Currently the severity as well as the actual impact of these issues is quite unclear ? also because the CVE-IDs all still say "RESERVED".
Regards, Axel
CSIRT may still have a write-up pending on these, but it is believed that the only impact are segfaults when passed in invalid/overflow input. This is typically a hostsvc being parsed and assigned to a PATH_MAX-sized variable via sprintf rather than snprintf. The buffer overflow occurs, but it is not being passed unprocessed to a shell. In some cases passed parameters are passed through html quoting, thereby exceeding intended size through " " -> " " inflation, which leads to a buffer overflow when (unsafely) assigning to error output.
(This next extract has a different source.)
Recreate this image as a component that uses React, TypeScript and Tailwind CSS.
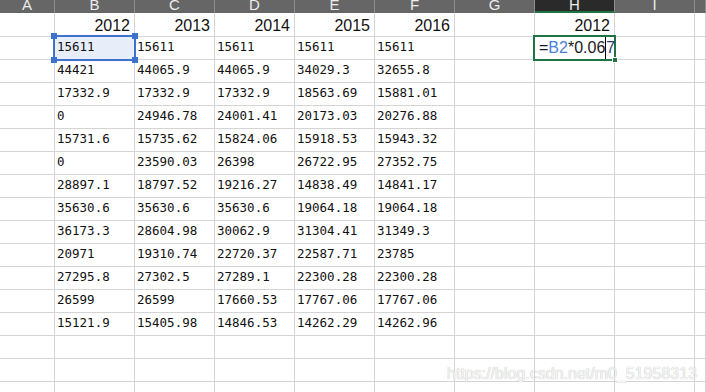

There was an initial concern about unparsed input being handed to xymongen during report generation, however this is passed as a single execv argument rather than via shell processing. This could lead to erroneous xymongen resource use by anyone with access to /xymon-seccgi/report.sh, however the same could be said for any (legitimate) access here.
The XSS (CVE-2019-13274) is trivially exploitable by attempting to pass javascript through the db parameter to csvinfo.sh.
Beyond the CVE's, we wanted to try to remove a large number of sprintf uses (especially in the web and lib code) to help potentially reduce future issues.